In all sectors too, in manufacturing, tourism and financial services, in the professions, in the courts, the very capable presence of the female gender became far more marked.

Out of the necessities and new demands of being independent, then, much success was born. Maltese individuals, in contrast to the pre-independence days, man the highest positions in the public sector.

Education has burgeoned. Second and third generation business families proliferate and hundreds, even thousands of young people with drive and ideas are going about with an earnestness and drive that are little short of amazing. So why does so much seem to be going wrong, now?

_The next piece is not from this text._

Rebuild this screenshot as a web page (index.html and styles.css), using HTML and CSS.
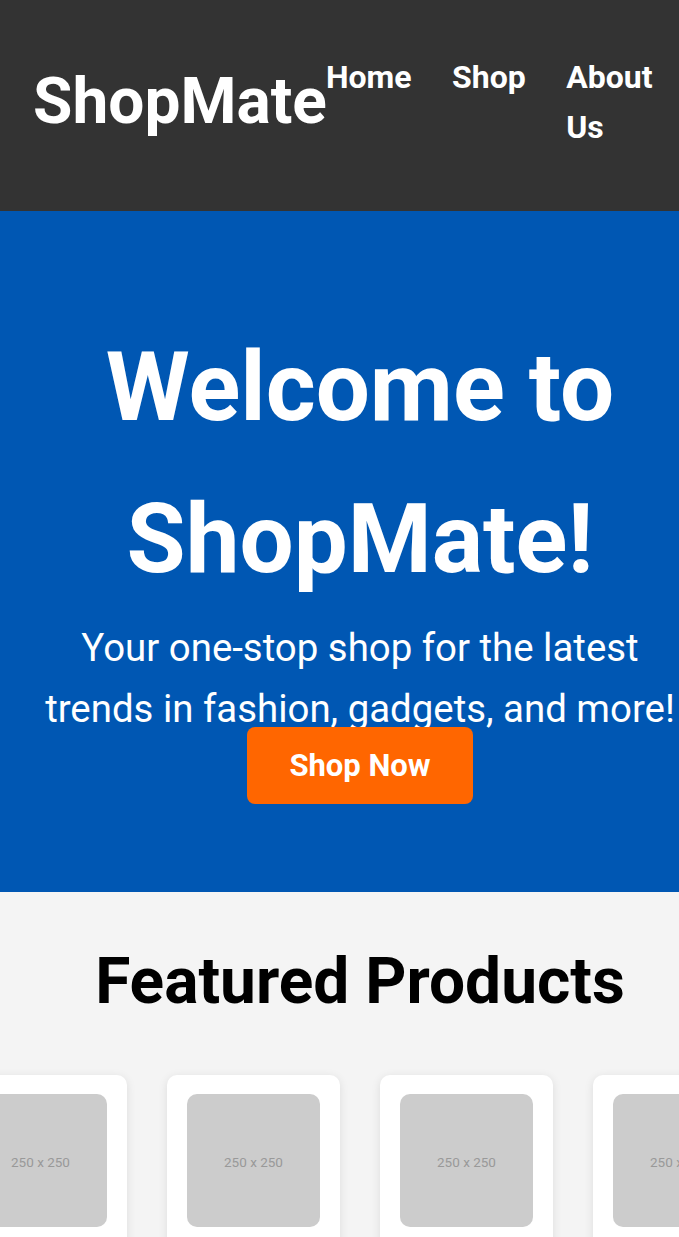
FILE: index.html
```html
<!DOCTYPE html>
<html lang="en">
<head>
<meta charset="utf-8">
<title>ShopMate</title>
<link rel="stylesheet" href="styles.css">
</head>
<body>
<header class="site-header">
  <div class="logo">ShopMate</div>
  <nav class="nav">
    <ul class="nav-list">
      <li><a href="#">Home</a></li>
      <li><a href="#">Shop</a></li>
      <li><a href="#">About Us</a></li>
    </ul>
  </nav>
</header>
<section class="hero">
  <h1 class="hero-title">Welcome to ShopMate!</h1>
  <p class="hero-text">Your one-stop shop for the latest trends in fashion, gadgets, and more!</p>
  <a class="hero-btn" href="#">Shop Now</a>
</section>
<section class="featured">
  <h2 class="featured-title">Featured Products</h2>
  <div class="products">
    <div class="card"><div class="thumb">250 x 250</div><h3 class="card-name">Product 1</h3><p class="card-price">$29.99</p></div>
    <div class="card"><div class="thumb">250 x 250</div><h3 class="card-name">Product 2</h3><p class="card-price">$39.99</p></div>
    <div class="card"><div class="thumb">250 x 250</div><h3 class="card-name">Product 3</h3><p class="card-price">$49.99</p></div>
    <div class="card"><div class="thumb">250 x 250</div><h3 class="card-name">Product 4</h3><p class="card-price">$59.99</p></div>
  </div>
</section>
</body>
</html>
```
FILE: styles.css
```css
html, body {
  margin: 0;
  padding: 0;
  overflow-x: hidden;
}
body {
  font-family: Roboto, "Liberation Sans", Arial, sans-serif;
  color: #000;
  background: #f4f4f4;
}
.site-header {
  display: flex;
  align-items: center;
  background: #333333;
  color: #fff;
  padding: 52px 24px 59px 33px;
}
.logo {
  font-size: 64px;
  font-weight: 700;
  line-height: 1.2;
  flex-shrink: 0;
}
.nav {
  flex: 1;
  min-width: 0;
  margin-left: -1px;
}
.nav-list {
  display: flex;
  gap: 40.5px;
  list-style: none;
  margin: 0;
  padding: 0;
  font-size: 32px;
  font-weight: 700;
  line-height: 50px;
}
.nav-list a {
  color: #fff;
  text-decoration: none;
}
.hero {
  background: #0057b3;
  color: #fff;
  text-align: center;
  padding: 100px 0 88px 41px;
}
.hero-title {
  margin: 0;
  font-size: 96px;
  font-weight: 700;
  line-height: 152px;
}
.hero-text {
  margin: 2px 0 0;
  font-size: 38.4px;
  line-height: 61px;
}
.hero-btn {
  display: inline-block;
  position: relative;
  margin-top: -12px;
  height: 77px;
  line-height: 77px;
  padding: 0 42px;
  background: #ff6600;
  color: #fff;
  font-size: 31px;
  font-weight: 700;
  text-decoration: none;
  border-radius: 8px;
}
.featured {
  background: #f4f4f4;
  text-align: center;
  padding: 52px 0 60px 41px;
}
.featured-title {
  margin: 0;
  font-size: 64px;
  font-weight: 700;
  line-height: 76px;
}
.products {
  display: flex;
  justify-content: center;
  gap: 40px;
  margin-top: 55px;
}
.card {
  flex: 0 0 auto;
  width: 133px;
  padding: 19px 20px 20px;
  background: #fff;
  border-radius: 10px;
  box-shadow: 0 2px 10px rgba(0, 0, 0, 0.1);
}
.thumb {
  width: 133px;
  height: 133px;
  display: flex;
  align-items: center;
  justify-content: center;
  background: #cccccc;
  color: #999;
  font-size: 13.5px;
  padding-top: 3px;
  box-sizing: border-box;
  border-radius: 10px;
}
.card-name {
  margin: 16px 0 8px;
  font-size: 20px;
}
.card-price {
  margin: 0;
  font-size: 18px;
  color: #ff6600;
}
```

The economic base has grown shaky. The foreign direct investment inflow of the Seventies has not been repeated, not even on a much lower scale. Manufacturing is aging, despite efforts to upgrade existing plants.

Resources continue to be ploughed into the tourist sector, where the death knell sounds for many of the smaller, lower-starred hotels, but the spending power of the tourist flow is weak relative to the expenses of the industry, and the operating profit required by the new, costlier hotels.

The social security network is creaking under its own weight. The public finances are written in perennial red. The public debt charges on.

Why? It seems as if the first 40 years of independence can be divided in two. The fewer resources available in the first period exploited the scarcer opportunities they identified far more fruitfully. Early success led to a high dose of carelessness.

Consumption, instead of investment, became the objective and mainstay. Despite the fact that, as anyone must surely know, growth and prosperity depend on productive investment.

At the root of it all, I feel there lies also a more fundamental flaw. We became independent as a nation, but as a people we have not shaken off our culture of dependency. The hard early years after September 21, 1964, restrained that cultural inclination.

The success of the first period of political freedom breathed fresh new unhealthy life into it.

Happy 40th birthday, Malta. Celebrate, and enjoy. When the partying is over, try to take a closer look at yourself and to see how best to grow up.